Here are 10 tips from Mid and West Wales Fire and Rescue Service to ensure older people are safe from fire in the home:
Fit and maintain a smoke alarm – you should have one on each level of your home. The ideal position is on the ceiling, in the middle of a room, or on the hallway or landing. Do not put alarms in or near kitchens or bathrooms where smoke or steam can set them off by accident.
Test it weekly. A working smoke alarm can give you valuable time to get out, stay out and dial 999.
Do not remove the batteries. If your smoke alarm keeps going off accidentally while you are cooking, do not remove the batteries. Instead move the alarm or change it for one with a silencer button.
Stay safe in the kitchen. This is the area where the majority of house fires start so never leave cooking unattended. If you need to leave the kitchen turn electrical appliances off and take pans off the heat.

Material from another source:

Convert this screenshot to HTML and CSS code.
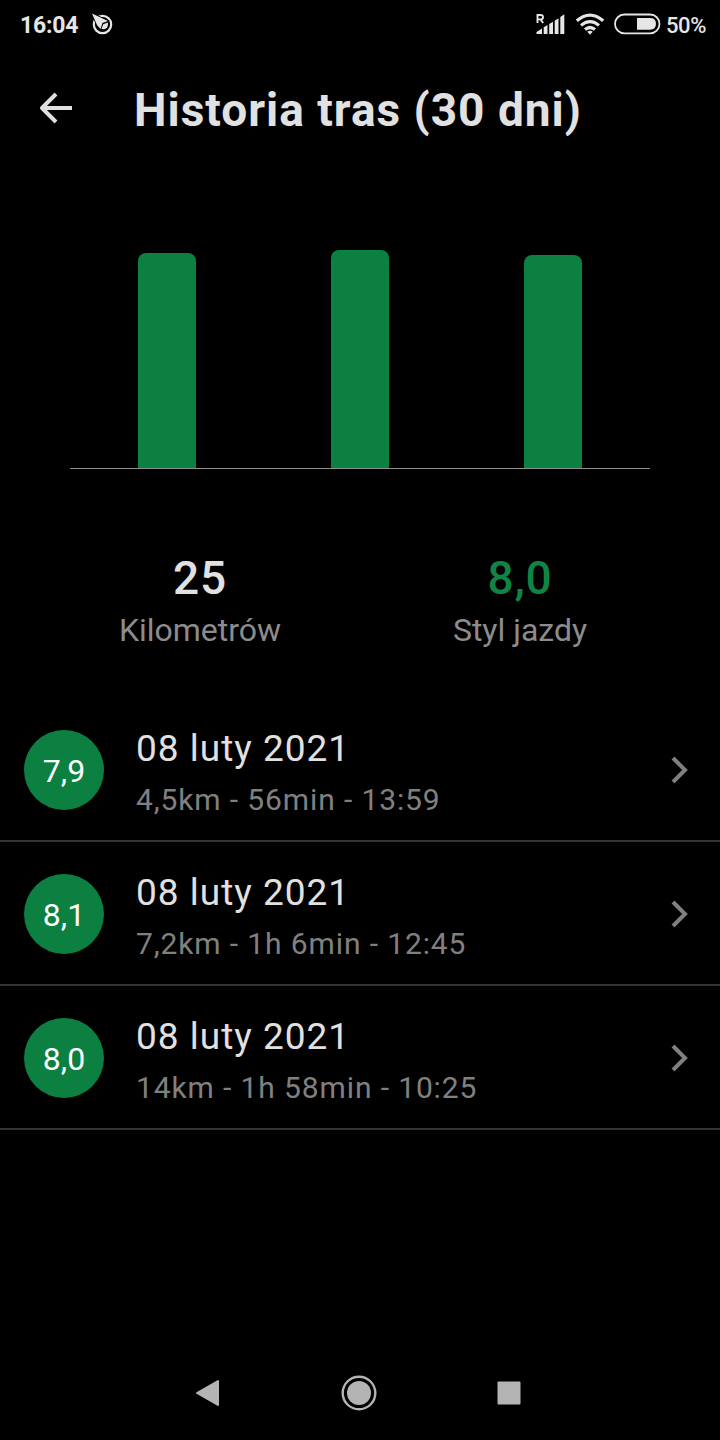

In the event of a fire ‘Get out, stay out and call 999!’ Do not delay for valuables, do not investigate or try to tackle the fire. Use a mobile, a neighbour’s phone or a phone box to call 999. If someone needs to be rescued wait safely outside for the firefighters who have the equipment and training to do it. Never go back in.
Do not overload plug sockets. One plug per socket is the rule, be careful not to let leads trail over cookers or touch water.
Get ‘key clever’. Keys for windows and doors should be in an accessible place where everyone can find them so you can get out quickly in the event of a fire.
Plan your escape route. Make sure you and your family know the quickest way out in the event of fire. Consider an alternative route in case your usual one is blocked.
Be candle smart. Keep candles in secure holders, on a surface that does not burn, and away from any materials that could burn, such as curtains.
Make sure that electric blankets are turned off and stored flat (not rolled up) when not in use. Never use them with a hot water bottle. Statistics show that fires caused by electrical appliances and electric blankets have the highest rate of injury, with 440 injuries for every 1,000 fires.